Data excerpt:
◆ ◆ ◆ ◆ ◆ ◆ ◆

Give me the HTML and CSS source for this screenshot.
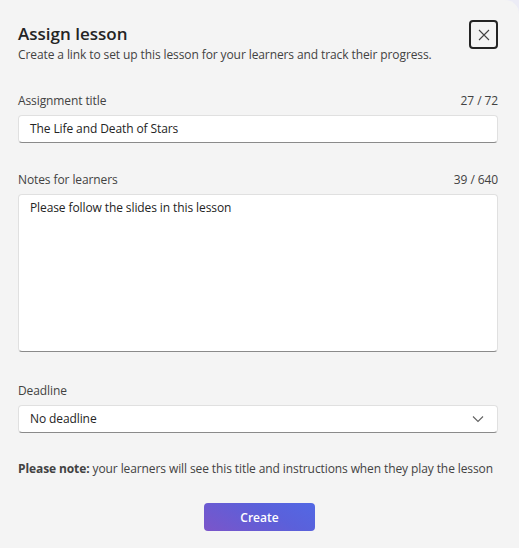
FILE: index.html
```html
<!DOCTYPE html>
<html>
<head>
<meta charset="utf-8">
<link rel="stylesheet" href="styles.css">
</head>
<body>
<div class="dialog">
  <header class="head">
    <div class="titles">
      <h1 class="title">Assign lesson</h1>
      <p class="subtitle">Create a link to set up this lesson for your learners and track their progress.</p>
    </div>
    <button class="close" aria-label="Close">
      <svg width="12" height="12" viewBox="0 0 12 12"><path d="M1 1 L11 11 M11 1 L1 11" stroke="#424242" stroke-width="1.1" fill="none"/></svg>
    </button>
  </header>

  <div class="field field-title">
    <div class="label-row"><span class="label">Assignment title</span><span class="count">27 / 72</span></div>
    <div class="input">The Life and Death of Stars</div>
  </div>

  <div class="field field-notes">
    <div class="label-row"><span class="label">Notes for learners</span><span class="count">39 / 640</span></div>
    <div class="input textarea">Please follow the slides in this lesson</div>
  </div>

  <div class="field field-deadline">
    <div class="label-row"><span class="label">Deadline</span></div>
    <div class="input select"><span>No deadline</span>
      <svg width="12" height="8" viewBox="0 0 12 8"><path d="M1 1.5 L6 6.5 L11 1.5" stroke="#616161" stroke-width="1.1" fill="none"/></svg>
    </div>
  </div>

  <p class="note"><b>Please note:</b> your learners will see this title and instructions when they play the lesson</p>

  <div class="actions"><button class="create">Create</button></div>
</div>
</body>
</html>
```

FILE: styles.css
```css
html, body { margin: 0; padding: 0; }
body {
  width: 519px;
  height: 548px;
  background: #ececf6;
  font-family: "Open Sans", "Noto Sans", sans-serif;
  letter-spacing: -0.1px;
  color: #242424;
  overflow: hidden;
}
.dialog {
  box-sizing: border-box;
  width: 519px;
  height: 548px;
  background: #f4f4f4;
  border-radius: 0 14px 0 0;
  padding: 20px 21px 0 18px;
}
.head {
  display: flex;
  justify-content: space-between;
  align-items: flex-start;
}
.title {
  margin: 2px 0 0;
  font-size: 17px;
  font-weight: 600;
  line-height: 24px;
  letter-spacing: 0;
  color: #242424;
}
.subtitle {
  margin: 0;
  font-size: 12px;
  line-height: 18px;
  color: #424242;
}
.close {
  width: 29px;
  height: 29px;
  box-sizing: border-box;
  border: 2px solid #242424;
  border-radius: 4px;
  background: transparent;
  display: flex;
  align-items: center;
  justify-content: center;
  padding: 0;
}
.field-title { margin-top: 28px; }
.field-notes { margin-top: 28px; }
.field-deadline { margin-top: 30px; }
.label-row {
  display: flex;
  justify-content: space-between;
  font-size: 12px;
  line-height: 18px;
  color: #424242;
  margin-bottom: 5px;
}
.count { color: #424242; }
.input {
  box-sizing: border-box;
  height: 28px;
  background: #fff;
  border: 1px solid #e0e0e0;
  border-bottom: 1px solid #8a8a8a;
  border-radius: 4px;
  padding: 0 11px;
  font-size: 12px;
  line-height: 26px;
  color: #242424;
}
.textarea {
  height: 158px;
  padding-top: 3px;
  line-height: 20px;
}
.select {
  display: flex;
  align-items: center;
  justify-content: space-between;
  padding-right: 13px;
}
.note {
  margin: 27px 0 0;
  font-size: 12px;
  line-height: 18px;
  white-space: nowrap;
  color: #424242;
}
.note b { font-weight: 700; color: #424242; }
.actions {
  display: flex;
  justify-content: center;
  margin-top: 25px;
  padding-left: 3px;
}
.create {
  width: 111px;
  height: 28px;
  border: none;
  border-radius: 4px;
  background: linear-gradient(30deg, #7b55c9 0%, #5b60da 60%, #5268e4 100%);
  color: #fff;
  font-family: inherit;
  font-size: 12px;
  font-weight: 600;
}
```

◆ ◆ ◆ ◆ ◆ ◆ ◆

Exercise prompt: Reproduce all of the data exactly, omitting each picture it holds.

Task solution:
Give me the HTML and CSS source for this screenshot.
FILE: index.html
```html
<!DOCTYPE html>
<html>
<head>
<meta charset="utf-8">
<link rel="stylesheet" href="styles.css">
</head>
<body>
<div class="dialog">
  <header class="head">
    <div class="titles">
      <h1 class="title">Assign lesson</h1>
      <p class="subtitle">Create a link to set up this lesson for your learners and track their progress.</p>
    </div>
    <button class="close" aria-label="Close">
      <svg width="12" height="12" viewBox="0 0 12 12"><path d="M1 1 L11 11 M11 1 L1 11" stroke="#424242" stroke-width="1.1" fill="none"/></svg>
    </button>
  </header>

  <div class="field field-title">
    <div class="label-row"><span class="label">Assignment title</span><span class="count">27 / 72</span></div>
    <div class="input">The Life and Death of Stars</div>
  </div>

  <div class="field field-notes">
    <div class="label-row"><span class="label">Notes for learners</span><span class="count">39 / 640</span></div>
    <div class="input textarea">Please follow the slides in this lesson</div>
  </div>

  <div class="field field-deadline">
    <div class="label-row"><span class="label">Deadline</span></div>
    <div class="input select"><span>No deadline</span>
      <svg width="12" height="8" viewBox="0 0 12 8"><path d="M1 1.5 L6 6.5 L11 1.5" stroke="#616161" stroke-width="1.1" fill="none"/></svg>
    </div>
  </div>

  <p class="note"><b>Please note:</b> your learners will see this title and instructions when they play the lesson</p>

  <div class="actions"><button class="create">Create</button></div>
</div>
</body>
</html>
```

FILE: styles.css
```css
html, body { margin: 0; padding: 0; }
body {
  width: 519px;
  height: 548px;
  background: #ececf6;
  font-family: "Open Sans", "Noto Sans", sans-serif;
  letter-spacing: -0.1px;
  color: #242424;
  overflow: hidden;
}
.dialog {
  box-sizing: border-box;
  width: 519px;
  height: 548px;
  background: #f4f4f4;
  border-radius: 0 14px 0 0;
  padding: 20px 21px 0 18px;
}
.head {
  display: flex;
  justify-content: space-between;
  align-items: flex-start;
}
.title {
  margin: 2px 0 0;
  font-size: 17px;
  font-weight: 600;
  line-height: 24px;
  letter-spacing: 0;
  color: #242424;
}
.subtitle {
  margin: 0;
  font-size: 12px;
  line-height: 18px;
  color: #424242;
}
.close {
  width: 29px;
  height: 29px;
  box-sizing: border-box;
  border: 2px solid #242424;
  border-radius: 4px;
  background: transparent;
  display: flex;
  align-items: center;
  justify-content: center;
  padding: 0;
}
.field-title { margin-top: 28px; }
.field-notes { margin-top: 28px; }
.field-deadline { margin-top: 30px; }
.label-row {
  display: flex;
  justify-content: space-between;
  font-size: 12px;
  line-height: 18px;
  color: #424242;
  margin-bottom: 5px;
}
.count { color: #424242; }
.input {
  box-sizing: border-box;
  height: 28px;
  background: #fff;
  border: 1px solid #e0e0e0;
  border-bottom: 1px solid #8a8a8a;
  border-radius: 4px;
  padding: 0 11px;
  font-size: 12px;
  line-height: 26px;
  color: #242424;
}
.textarea {
  height: 158px;
  padding-top: 3px;
  line-height: 20px;
}
.select {
  display: flex;
  align-items: center;
  justify-content: space-between;
  padding-right: 13px;
}
.note {
  margin: 27px 0 0;
  font-size: 12px;
  line-height: 18px;
  white-space: nowrap;
  color: #424242;
}
.note b { font-weight: 700; color: #424242; }
.actions {
  display: flex;
  justify-content: center;
  margin-top: 25px;
  padding-left: 3px;
}
.create {
  width: 111px;
  height: 28px;
  border: none;
  border-radius: 4px;
  background: linear-gradient(30deg, #7b55c9 0%, #5b60da 60%, #5268e4 100%);
  color: #fff;
  font-family: inherit;
  font-size: 12px;
  font-weight: 600;
}
```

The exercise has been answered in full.